What is required:
Return all the data below as it stands, minus the pictures.

Supplied material:
[START]

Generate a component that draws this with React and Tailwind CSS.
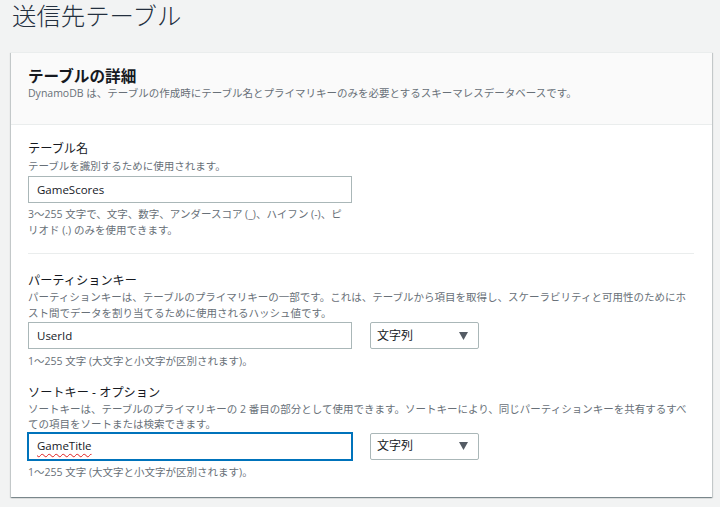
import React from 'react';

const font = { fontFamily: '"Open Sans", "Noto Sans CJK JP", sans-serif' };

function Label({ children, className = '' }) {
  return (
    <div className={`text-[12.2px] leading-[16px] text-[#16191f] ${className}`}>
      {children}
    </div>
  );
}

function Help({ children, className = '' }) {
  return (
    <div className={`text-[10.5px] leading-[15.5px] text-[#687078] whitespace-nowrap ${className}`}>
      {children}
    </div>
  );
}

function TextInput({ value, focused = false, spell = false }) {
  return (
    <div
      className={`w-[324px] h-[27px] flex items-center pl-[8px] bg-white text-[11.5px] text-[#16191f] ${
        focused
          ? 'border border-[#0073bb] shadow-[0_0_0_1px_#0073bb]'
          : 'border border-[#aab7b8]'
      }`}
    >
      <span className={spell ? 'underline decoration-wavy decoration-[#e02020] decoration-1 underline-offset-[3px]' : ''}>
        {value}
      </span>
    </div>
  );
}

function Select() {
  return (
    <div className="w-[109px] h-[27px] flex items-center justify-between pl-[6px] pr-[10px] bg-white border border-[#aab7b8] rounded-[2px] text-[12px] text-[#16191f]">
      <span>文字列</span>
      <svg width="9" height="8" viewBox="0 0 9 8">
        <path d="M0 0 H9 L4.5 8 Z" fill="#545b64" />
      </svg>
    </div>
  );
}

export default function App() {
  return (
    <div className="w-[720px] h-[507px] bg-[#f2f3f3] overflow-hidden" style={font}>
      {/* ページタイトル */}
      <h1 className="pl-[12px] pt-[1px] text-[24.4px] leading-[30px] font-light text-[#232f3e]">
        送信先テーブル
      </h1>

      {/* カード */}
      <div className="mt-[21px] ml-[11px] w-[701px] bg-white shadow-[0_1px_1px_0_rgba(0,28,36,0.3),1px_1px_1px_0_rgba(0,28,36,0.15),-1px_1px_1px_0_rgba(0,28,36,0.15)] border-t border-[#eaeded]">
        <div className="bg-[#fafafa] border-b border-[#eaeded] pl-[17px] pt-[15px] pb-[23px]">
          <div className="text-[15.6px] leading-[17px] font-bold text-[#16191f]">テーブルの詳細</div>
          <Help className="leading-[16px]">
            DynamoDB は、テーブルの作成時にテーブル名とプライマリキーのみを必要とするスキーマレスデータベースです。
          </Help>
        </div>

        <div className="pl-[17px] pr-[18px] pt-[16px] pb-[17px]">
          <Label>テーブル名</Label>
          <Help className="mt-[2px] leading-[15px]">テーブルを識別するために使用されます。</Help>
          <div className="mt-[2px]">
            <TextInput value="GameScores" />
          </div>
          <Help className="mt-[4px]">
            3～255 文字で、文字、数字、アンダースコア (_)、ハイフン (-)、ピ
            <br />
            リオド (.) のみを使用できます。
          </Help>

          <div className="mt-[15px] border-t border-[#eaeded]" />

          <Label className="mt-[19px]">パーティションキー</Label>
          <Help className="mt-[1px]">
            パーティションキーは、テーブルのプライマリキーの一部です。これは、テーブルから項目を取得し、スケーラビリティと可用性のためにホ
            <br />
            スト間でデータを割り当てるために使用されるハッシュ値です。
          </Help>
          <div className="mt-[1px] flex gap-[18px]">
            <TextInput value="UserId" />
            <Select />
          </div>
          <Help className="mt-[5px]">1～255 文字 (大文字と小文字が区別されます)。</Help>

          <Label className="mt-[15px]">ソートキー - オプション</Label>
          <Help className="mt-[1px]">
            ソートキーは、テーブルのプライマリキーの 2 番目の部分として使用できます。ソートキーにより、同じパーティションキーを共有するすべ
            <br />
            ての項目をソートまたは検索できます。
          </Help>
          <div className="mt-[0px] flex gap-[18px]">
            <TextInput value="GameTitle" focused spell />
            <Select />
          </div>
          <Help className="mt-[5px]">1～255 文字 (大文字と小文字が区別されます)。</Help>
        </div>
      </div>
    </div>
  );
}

[END]

Reply to the task:
Generate a component that draws this with React and Tailwind CSS.
import React from 'react';

const font = { fontFamily: '"Open Sans", "Noto Sans CJK JP", sans-serif' };

function Label({ children, className = '' }) {
  return (
    <div className={`text-[12.2px] leading-[16px] text-[#16191f] ${className}`}>
      {children}
    </div>
  );
}

function Help({ children, className = '' }) {
  return (
    <div className={`text-[10.5px] leading-[15.5px] text-[#687078] whitespace-nowrap ${className}`}>
      {children}
    </div>
  );
}

function TextInput({ value, focused = false, spell = false }) {
  return (
    <div
      className={`w-[324px] h-[27px] flex items-center pl-[8px] bg-white text-[11.5px] text-[#16191f] ${
        focused
          ? 'border border-[#0073bb] shadow-[0_0_0_1px_#0073bb]'
          : 'border border-[#aab7b8]'
      }`}
    >
      <span className={spell ? 'underline decoration-wavy decoration-[#e02020] decoration-1 underline-offset-[3px]' : ''}>
        {value}
      </span>
    </div>
  );
}

function Select() {
  return (
    <div className="w-[109px] h-[27px] flex items-center justify-between pl-[6px] pr-[10px] bg-white border border-[#aab7b8] rounded-[2px] text-[12px] text-[#16191f]">
      <span>文字列</span>
      <svg width="9" height="8" viewBox="0 0 9 8">
        <path d="M0 0 H9 L4.5 8 Z" fill="#545b64" />
      </svg>
    </div>
  );
}

export default function App() {
  return (
    <div className="w-[720px] h-[507px] bg-[#f2f3f3] overflow-hidden" style={font}>
      {/* ページタイトル */}
      <h1 className="pl-[12px] pt-[1px] text-[24.4px] leading-[30px] font-light text-[#232f3e]">
        送信先テーブル
      </h1>

      {/* カード */}
      <div className="mt-[21px] ml-[11px] w-[701px] bg-white shadow-[0_1px_1px_0_rgba(0,28,36,0.3),1px_1px_1px_0_rgba(0,28,36,0.15),-1px_1px_1px_0_rgba(0,28,36,0.15)] border-t border-[#eaeded]">
        <div className="bg-[#fafafa] border-b border-[#eaeded] pl-[17px] pt-[15px] pb-[23px]">
          <div className="text-[15.6px] leading-[17px] font-bold text-[#16191f]">テーブルの詳細</div>
          <Help className="leading-[16px]">
            DynamoDB は、テーブルの作成時にテーブル名とプライマリキーのみを必要とするスキーマレスデータベースです。
          </Help>
        </div>

        <div className="pl-[17px] pr-[18px] pt-[16px] pb-[17px]">
          <Label>テーブル名</Label>
          <Help className="mt-[2px] leading-[15px]">テーブルを識別するために使用されます。</Help>
          <div className="mt-[2px]">
            <TextInput value="GameScores" />
          </div>
          <Help className="mt-[4px]">
            3～255 文字で、文字、数字、アンダースコア (_)、ハイフン (-)、ピ
            <br />
            リオド (.) のみを使用できます。
          </Help>

          <div className="mt-[15px] border-t border-[#eaeded]" />

          <Label className="mt-[19px]">パーティションキー</Label>
          <Help className="mt-[1px]">
            パーティションキーは、テーブルのプライマリキーの一部です。これは、テーブルから項目を取得し、スケーラビリティと可用性のためにホ
            <br />
            スト間でデータを割り当てるために使用されるハッシュ値です。
          </Help>
          <div className="mt-[1px] flex gap-[18px]">
            <TextInput value="UserId" />
            <Select />
          </div>
          <Help className="mt-[5px]">1～255 文字 (大文字と小文字が区別されます)。</Help>

          <Label className="mt-[15px]">ソートキー - オプション</Label>
          <Help className="mt-[1px]">
            ソートキーは、テーブルのプライマリキーの 2 番目の部分として使用できます。ソートキーにより、同じパーティションキーを共有するすべ
            <br />
            ての項目をソートまたは検索できます。
          </Help>
          <div className="mt-[0px] flex gap-[18px]">
            <TextInput value="GameTitle" focused spell />
            <Select />
          </div>
          <Help className="mt-[5px]">1～255 文字 (大文字と小文字が区別されます)。</Help>
        </div>
      </div>
    </div>
  );
}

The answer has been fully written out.